In a way, you have learned some things about your HTB.
This does not mean that he does not want to marry you. He is rejecting someone dictating his religious practices, specifically, this church pastor.
Find someplace else. He is too old for Mommy to say, now open up for the doctor, he is just trying to help.
You need to get to the bottom of your FI's refusal to go through with this. That's a gigantic red flag.
This is a belated married bio, with no reviews yet because I'm lazy.
Sometimes I feel like people think that brides are delicate little flower princesses who get all dressed up and pretty for one special moment of their dreams, when really they're just normal people who just happen to be getting married. Things shouldn't have to be sugar-coated for grown-ass women. -mstar284
[QUOTE]I would worry about why he's refusing. That sends up a red flag to me. If he's not willing to put in a little effort now, while your relationship is great, how is he going to be down the line when you have a problem?
Posted by MyNameIsNot[/QUOTE]
100% agree with this. What happens when you hit a pothole and need help? Is he going to refuse to work for it then, too?
Planning Bio-Updated 3/11 with groomsmen attire
http://www.amazon.com/1001-Questions-Ask-Before-Married/dp/0071438033
Look over it, have your FI look over it, and explain that this is the kind of things you'll be discussing in pre-marital counseling. I agree that if he refuses to communicate about this, it is a red flag.
40/112
Some people don't need or want premarital counsling for various reasons. If you both do not want to do it then that is fine since it was a mutual agreement.
If he still refuses to go and you would like to this is a Red Flag! An old friend got married several years ago and they did not end up doing premarital counsling. He refused to do it even though she wanted to (it was also strongly advised since it was a whirlwind romance). All the bms got strange vibs from him so we did a background check and found nothing. So everyone felt ok but me (this ended up causing drama for years to come). Turns out the guy was abusive (sexually, mentally, and emotionally) and he tried cutting all her ties with friends and family. He was very manipulative and an alcoholic. She eventually saw the light (when he got arested for salisiting to a minor while at work/ abusing his power) and got the curage to seperate from the guy (they are still legally married and Still "trying to work things out"). This is a worst case sanario.
Good luck. You will be fine.
[QUOTE]In Response to Re: HTB won't go to premarital counseling..... : 100% agree with this. <font color="#0000ff">What happens when you hit a pothole and need help? Is he going to refuse to work for it then, too?

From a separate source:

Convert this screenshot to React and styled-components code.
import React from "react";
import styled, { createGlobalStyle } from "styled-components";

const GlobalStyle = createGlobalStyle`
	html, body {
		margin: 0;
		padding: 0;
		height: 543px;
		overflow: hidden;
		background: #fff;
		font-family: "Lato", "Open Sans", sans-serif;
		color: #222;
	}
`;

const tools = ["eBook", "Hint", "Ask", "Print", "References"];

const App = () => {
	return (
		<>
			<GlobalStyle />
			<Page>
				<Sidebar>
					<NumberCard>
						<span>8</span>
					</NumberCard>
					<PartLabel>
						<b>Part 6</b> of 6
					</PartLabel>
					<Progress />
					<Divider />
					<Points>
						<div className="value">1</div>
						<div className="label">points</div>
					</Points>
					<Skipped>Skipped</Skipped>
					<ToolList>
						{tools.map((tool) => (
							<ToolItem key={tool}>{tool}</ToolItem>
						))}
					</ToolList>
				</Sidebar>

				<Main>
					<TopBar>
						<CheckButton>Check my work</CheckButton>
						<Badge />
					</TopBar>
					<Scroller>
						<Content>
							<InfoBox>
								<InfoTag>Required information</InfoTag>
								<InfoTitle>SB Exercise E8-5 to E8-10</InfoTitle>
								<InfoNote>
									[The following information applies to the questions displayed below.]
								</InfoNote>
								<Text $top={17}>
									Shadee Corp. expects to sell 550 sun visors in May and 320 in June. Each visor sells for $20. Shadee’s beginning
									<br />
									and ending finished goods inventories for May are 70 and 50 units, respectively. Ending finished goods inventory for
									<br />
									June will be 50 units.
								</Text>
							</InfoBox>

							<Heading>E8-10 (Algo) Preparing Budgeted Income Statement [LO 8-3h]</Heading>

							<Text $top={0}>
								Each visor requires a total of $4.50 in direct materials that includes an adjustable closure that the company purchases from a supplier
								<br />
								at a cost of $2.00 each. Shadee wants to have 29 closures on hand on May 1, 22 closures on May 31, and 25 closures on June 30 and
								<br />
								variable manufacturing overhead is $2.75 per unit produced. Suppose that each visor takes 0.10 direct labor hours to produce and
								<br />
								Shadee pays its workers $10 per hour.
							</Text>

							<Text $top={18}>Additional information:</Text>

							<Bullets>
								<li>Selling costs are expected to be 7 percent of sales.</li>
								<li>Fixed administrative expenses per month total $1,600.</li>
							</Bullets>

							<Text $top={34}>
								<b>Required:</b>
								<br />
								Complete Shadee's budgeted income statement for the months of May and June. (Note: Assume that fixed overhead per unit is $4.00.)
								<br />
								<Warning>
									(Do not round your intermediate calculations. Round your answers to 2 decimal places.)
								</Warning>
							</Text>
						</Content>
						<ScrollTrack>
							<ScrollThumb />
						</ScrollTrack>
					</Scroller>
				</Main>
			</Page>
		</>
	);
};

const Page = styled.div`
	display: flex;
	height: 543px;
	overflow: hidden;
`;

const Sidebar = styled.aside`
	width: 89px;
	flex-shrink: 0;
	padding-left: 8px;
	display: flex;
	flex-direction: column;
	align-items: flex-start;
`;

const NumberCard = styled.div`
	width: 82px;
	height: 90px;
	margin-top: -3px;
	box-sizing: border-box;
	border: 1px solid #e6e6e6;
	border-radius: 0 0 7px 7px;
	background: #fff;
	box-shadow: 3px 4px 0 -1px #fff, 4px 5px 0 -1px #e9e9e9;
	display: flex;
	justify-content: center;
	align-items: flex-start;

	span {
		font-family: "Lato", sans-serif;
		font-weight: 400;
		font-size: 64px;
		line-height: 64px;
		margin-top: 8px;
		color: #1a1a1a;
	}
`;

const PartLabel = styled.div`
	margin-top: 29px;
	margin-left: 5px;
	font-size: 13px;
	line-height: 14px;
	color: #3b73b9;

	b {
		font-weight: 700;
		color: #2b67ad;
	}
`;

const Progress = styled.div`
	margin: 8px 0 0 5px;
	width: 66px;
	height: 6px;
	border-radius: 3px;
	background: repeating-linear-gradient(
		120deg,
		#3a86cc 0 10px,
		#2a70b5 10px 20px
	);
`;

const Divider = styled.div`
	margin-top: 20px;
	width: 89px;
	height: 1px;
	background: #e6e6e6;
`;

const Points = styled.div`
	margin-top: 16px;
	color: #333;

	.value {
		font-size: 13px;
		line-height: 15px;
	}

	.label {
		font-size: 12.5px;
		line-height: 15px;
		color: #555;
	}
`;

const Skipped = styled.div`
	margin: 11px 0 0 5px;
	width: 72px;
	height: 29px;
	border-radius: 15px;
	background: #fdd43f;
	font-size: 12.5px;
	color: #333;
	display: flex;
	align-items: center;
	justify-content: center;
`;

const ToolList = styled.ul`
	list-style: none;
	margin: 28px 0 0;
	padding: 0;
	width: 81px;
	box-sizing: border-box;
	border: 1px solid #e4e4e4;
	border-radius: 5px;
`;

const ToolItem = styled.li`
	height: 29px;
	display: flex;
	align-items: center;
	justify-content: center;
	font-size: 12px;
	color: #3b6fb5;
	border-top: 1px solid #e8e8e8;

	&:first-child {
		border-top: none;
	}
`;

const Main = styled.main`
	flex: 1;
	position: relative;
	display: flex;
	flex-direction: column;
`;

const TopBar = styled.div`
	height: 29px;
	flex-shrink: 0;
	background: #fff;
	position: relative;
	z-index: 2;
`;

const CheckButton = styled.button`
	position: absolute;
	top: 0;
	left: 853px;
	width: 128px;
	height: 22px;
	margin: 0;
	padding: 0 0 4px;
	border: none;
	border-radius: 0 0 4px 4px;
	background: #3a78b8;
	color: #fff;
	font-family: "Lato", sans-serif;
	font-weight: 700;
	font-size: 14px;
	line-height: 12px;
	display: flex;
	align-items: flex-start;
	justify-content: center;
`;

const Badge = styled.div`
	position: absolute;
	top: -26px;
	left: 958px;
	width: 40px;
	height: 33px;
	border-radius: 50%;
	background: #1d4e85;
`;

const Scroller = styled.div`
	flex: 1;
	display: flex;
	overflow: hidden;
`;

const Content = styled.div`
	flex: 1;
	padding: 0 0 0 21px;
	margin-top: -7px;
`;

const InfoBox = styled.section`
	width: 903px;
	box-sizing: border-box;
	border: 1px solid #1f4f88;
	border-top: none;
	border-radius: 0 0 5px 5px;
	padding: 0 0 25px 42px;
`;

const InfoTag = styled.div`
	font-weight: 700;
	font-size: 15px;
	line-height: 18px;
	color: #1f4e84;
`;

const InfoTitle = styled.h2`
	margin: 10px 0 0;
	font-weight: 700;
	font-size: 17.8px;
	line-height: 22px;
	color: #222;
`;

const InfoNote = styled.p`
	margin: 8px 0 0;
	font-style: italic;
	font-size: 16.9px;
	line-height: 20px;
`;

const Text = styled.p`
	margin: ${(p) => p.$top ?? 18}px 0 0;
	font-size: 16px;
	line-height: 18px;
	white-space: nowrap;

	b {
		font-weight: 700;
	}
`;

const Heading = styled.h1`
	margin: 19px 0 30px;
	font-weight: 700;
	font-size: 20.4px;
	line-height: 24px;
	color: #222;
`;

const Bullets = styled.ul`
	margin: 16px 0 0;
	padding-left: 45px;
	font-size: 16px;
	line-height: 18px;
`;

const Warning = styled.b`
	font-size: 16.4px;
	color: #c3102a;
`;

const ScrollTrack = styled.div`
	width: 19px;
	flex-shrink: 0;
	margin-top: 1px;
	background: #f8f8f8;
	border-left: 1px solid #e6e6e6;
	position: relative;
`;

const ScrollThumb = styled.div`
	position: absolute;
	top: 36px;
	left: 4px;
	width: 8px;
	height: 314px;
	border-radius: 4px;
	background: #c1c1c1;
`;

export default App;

</font>Posted by duckie1905[/QUOTE]
The flip side of this arguement is:
you call AAA and then a repair garage when you get a broken axle. You do not call them to check out every road you will ever drive, just in case someone foresees the possibility you might have a problem next month or 3 years from now.

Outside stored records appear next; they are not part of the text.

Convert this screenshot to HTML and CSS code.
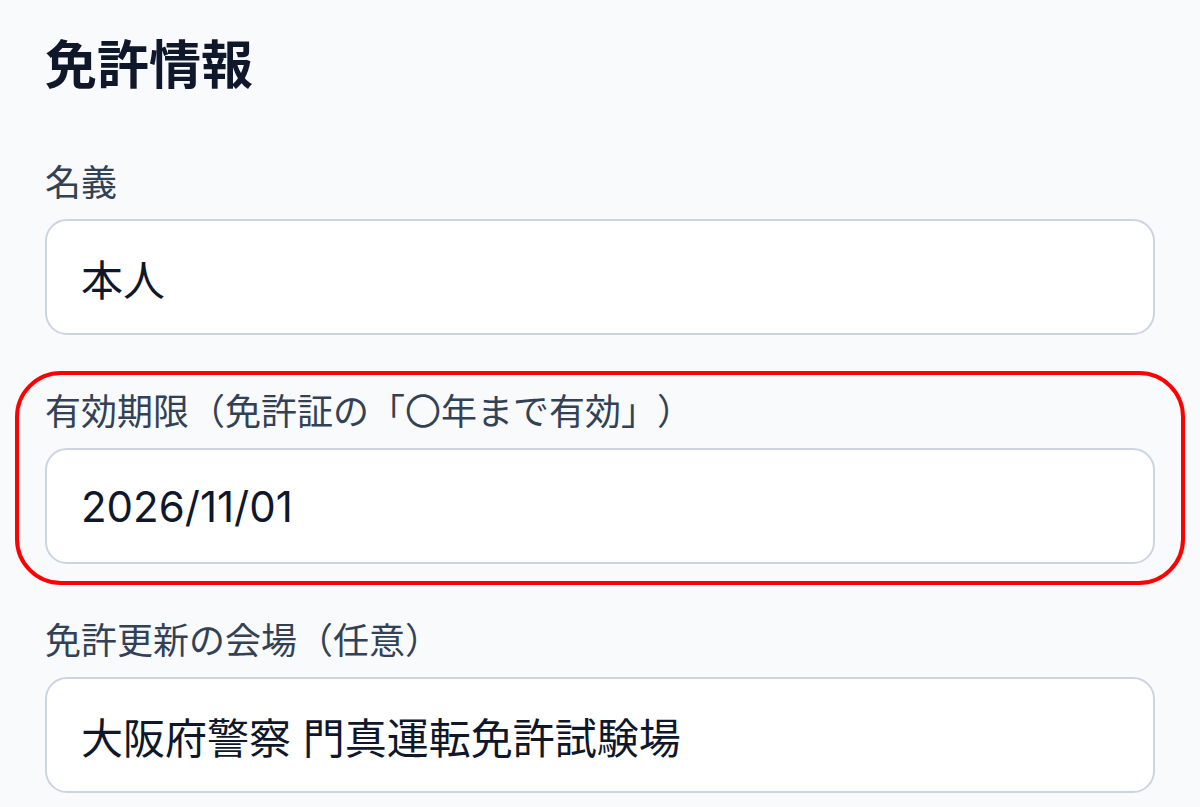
FILE: index.html
```html
<!DOCTYPE html>
<html lang="ja">
<head>
<meta charset="utf-8">
<title>免許情報</title>
<link rel="stylesheet" href="styles.css">
</head>
<body>
<main class="page">
  <h1 class="title">免許情報</h1>
  <div class="fields">
    <div class="field">
      <label class="label">名義</label>
      <div class="input">本人</div>
    </div>
    <div class="field field-highlight">
      <label class="label">有効期限（免許証の「〇年まで有効」）</label>
      <div class="input">2026/11/01</div>
      <div class="highlight"></div>
    </div>
    <div class="field">
      <label class="label">免許更新の会場（任意）</label>
      <div class="input">大阪府警察 門真運転免許試験場</div>
    </div>
  </div>
</main>
</body>
</html>
```

FILE: styles.css
```css
* { box-sizing: border-box; }
html, body {
  margin: 0;
  padding: 0;
  background: #f8fafc;
  height: 100%;
  overflow: hidden;
}
body {
  font-family: "Inter", "Noto Sans CJK JP", sans-serif;
  text-spacing-trim: space-all;
}
.page {
  padding: 31px 45px 0 45px;
}
.title {
  margin: 0 0 54px 0;
  font-size: 52px;
  line-height: 70px;
  font-weight: 700;
  color: #0f172a;
  letter-spacing: 0;
}
.fields {
  display: flex;
  flex-direction: column;
  gap: 49px;
}
.field {
  position: relative;
  display: flex;
  flex-direction: column;
  gap: 14px;
}
.label {
  display: block;
  font-family: "Noto Sans CJK JP", sans-serif;
  font-size: 36px;
  line-height: 50px;
  color: #334155;
  text-spacing-trim: space-all;
}
.input {
  height: 116px;
  background: #ffffff;
  border: 2px solid #cbd5e1;
  border-radius: 22px;
  padding: 0 34px;
  display: flex;
  align-items: center;
  font-size: 42px;
  color: #0f172a;
}
.highlight {
  position: absolute;
  left: -30px;
  right: -30px;
  top: -13px;
  bottom: -21px;
  border: 4px solid #ff0000;
  border-radius: 46px;
  pointer-events: none;
}
```
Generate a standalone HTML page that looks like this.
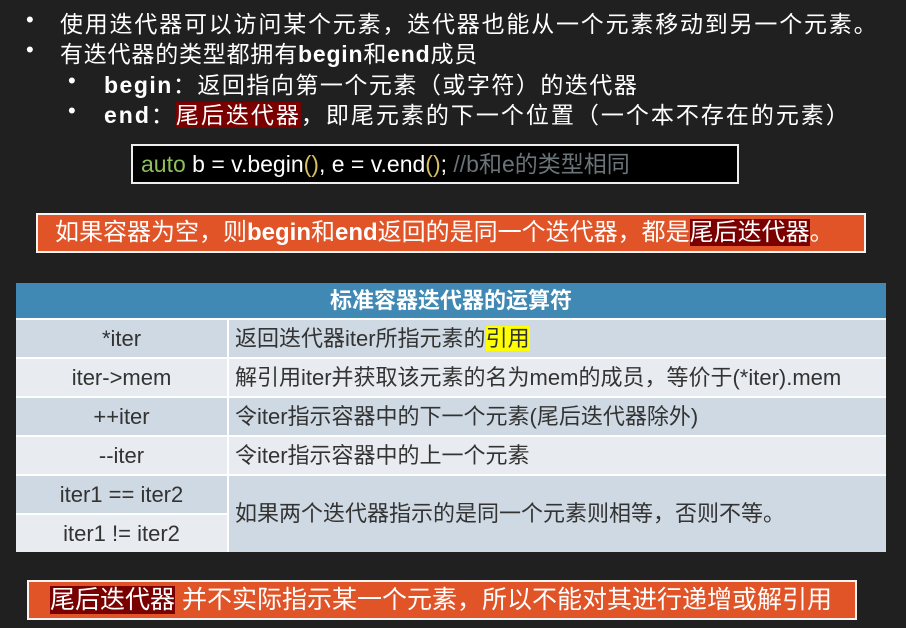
<!DOCTYPE html>
<html><head><meta charset="utf-8"><style>
body{margin:0;width:906px;height:628px;background:#202020;position:relative;overflow:hidden;font-family:"Liberation Sans","Noto Sans CJK SC",sans-serif;color:#fff}
.a{position:absolute;white-space:nowrap}
.l1{font-size:23px;letter-spacing:1.8px}
.dot{font-size:22px}
.hl{background:#7a0000}
td{padding:0;font-size:22px;color:#333;height:37px;border-bottom:2px solid #fff;line-height:24px}
</style></head><body>
<div class="a dot" style="left:26px;top:7px">•</div>
<div class="a l1" style="left:60px;top:5px">使用迭代器可以访问某个元素，迭代器也能从一个元素移动到另一个元素。</div>
<div class="a dot" style="left:26px;top:37px">•</div>
<div class="a l1" style="left:60px;top:35px;letter-spacing:0.8px">有迭代器的类型都拥有<b>begin</b>和<b>end</b>成员</div>
<div class="a dot" style="left:68px;top:68px">•</div>
<div class="a l1" style="left:104px;top:66px;letter-spacing:1.5px"><b>begin</b>：返回指向第一个元素（或字符）的迭代器</div>
<div class="a dot" style="left:68px;top:98px">•</div>
<div class="a l1" style="left:104px;top:96px;letter-spacing:2px"><b>end</b>：<span class="hl">尾后迭代器</span>，即尾元素的下一个位置（一个本不存在的元素）</div>
<div class="a" style="left:131px;top:144px;height:36px;background:#000;border:2px solid #eee;font-size:23px;line-height:36px;padding-left:8px;width:596px"><span style="color:#8fbf5a">auto</span> b = v.begin<span style="color:#d8c060">()</span>, e = v.end<span style="color:#d8c060">()</span>; <span style="color:#6a7378">//b和e的类型相同</span></div>
<div class="a" style="left:36px;top:213px;background:#e05428;border:2px solid #f4f4f4;font-size:24px;line-height:36px;padding-left:17px;box-sizing:border-box;height:40px;width:830px">如果容器为空，则<b>begin</b>和<b>end</b>返回的是同一个迭代器，都是<span class="hl">尾后迭代器</span>。</div>
<table class="a" style="left:16px;top:283px;width:870px;border-collapse:collapse">
<tr><td colspan="2" style="background:#3f89b4;color:#fff;text-align:center;font-weight:bold;height:35px">标准容器迭代器的运算符</td></tr>
<tr style="background:#cfd9e3"><td style="width:211px;text-align:center;border-right:2px solid #fff">*iter</td><td style="padding-left:6px">返回迭代器iter所指元素的<span style="background:#ffff00">引用</span></td></tr>
<tr style="background:#e8ecf0"><td style="text-align:center;border-right:2px solid #fff">iter-&gt;mem</td><td style="padding-left:6px">解引用iter并获取该元素的名为mem的成员，等价于(*iter).mem</td></tr>
<tr style="background:#cfd9e3"><td style="text-align:center;border-right:2px solid #fff">++iter</td><td style="padding-left:6px">令iter指示容器中的下一个元素(尾后迭代器除外)</td></tr>
<tr style="background:#e8ecf0"><td style="text-align:center;border-right:2px solid #fff">--iter</td><td style="padding-left:6px">令iter指示容器中的上一个元素</td></tr>
<tr><td style="text-align:center;border-right:2px solid #fff;background:#cfd9e3">iter1 == iter2</td><td rowspan="2" style="padding-left:6px;background:#cfd9e3;border-bottom:none">如果两个迭代器指示的是同一个元素则相等，否则不等。</td></tr>
<tr><td style="text-align:center;border-right:2px solid #fff;background:#e8ecf0;border-bottom:none">iter1 != iter2</td></tr>
</table>
<div class="a" style="left:27px;top:580px;width:830px;height:40px;background:#e05428;border:2px solid #f4f4f4;font-size:25px;line-height:36px;padding-left:21px;box-sizing:border-box"><span class="hl">尾后迭代器</span> 并不实际指示某一个元素，所以不能对其进行递增或解引用</div>
</body></html>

While I personally see a place for pre-marital counseling, especially for people with very different social, religious, and cultural backgrounds, I do not think it should be forced on anyone who does not want it.
Certainly not with a condition, do it or you cannot marry in this church.
you call AAA and then a repair garage when you get a broken axle. You do not call them to check out every road you will ever drive, just in case someone foresees the possibility you might have a problem next month or 3 years from now.
You don't call to check everything out on your car but you do change your oil, check your fluids, and perform routine maintenance to avoid future problems...sure if you don't do this it doesn't mean that you will have problems for sure but don't you want to do everything you can in the beginning to avoid costly problems in the end?? That's what PM counseling is..doing what you can to avoid problems later and making it work the best it can! Just something to think about! Good luck
(by the way, my fiance and I didn't want to go either but it ended up being pretty fun and made us discuss things that we had never thought of to discuss before despite being together for 5 years and living together for 3)
But it was not with a pastor we would necessarily ever see again.
And no one required it of me - I thought it might give me some insight into Catholic doctrine, and marrying someone raised Catholic, it seemed a good idea.
It was not coerced - as in - Mom wants you to marry in this church, and spouse to be will be upset if you can't marry in this particular church with this pastor. And pastor will not marry you without it.
I see no mention the OP says she would want any pre-marital counseling if not to satisfy this pastor.
Counseling not entered into willingly is useless.
I find any religious requirement that is coerced to be offensive.
So I guess we will have to disagree.
The biggest red flag I see here, one destructive to a relationship and to a marriage, is that OP is willing to twist her FI's arm to do this which he does not want, just so she can marry in this church, which is not even her own. She only "occasionally" attends and calls it Mother's church, not even her own.
She clearly says, she is not particularly pro counseling - just "it can't hurt" and she likes the pastor.
One does not pressure one's FI or spouse to do something he is adamantly opposed to, which requires disclosing a lot of very personal feelings and circumstances, to have a nice man they like in a nice church marry them.
She is pressuring him for all the wrong reasons, to get something she wants, totally un-related to religious beliefs. If I were her FI, I would have serious reservations about marrying HER.
I would not consider joining a church and going through lessons in religious doctrine, or converting religions, to make DH happy, because he thought a particular priest is nice. I think OP's expectation is unfair to her FI.
Our pastor also wants premarital counceling. I was against it at first too. i felt that we have a great relationship and dont need it. we never fight, we support eachother completely, and love eachother more than anything. I told the pastor that, and he said "counseiling's not about fixing whats broken, its about maintaining what you already have. Once your relationships broken it most likely can't be fixed" tell your FI that and i bet he'll change his mind. it worked for me!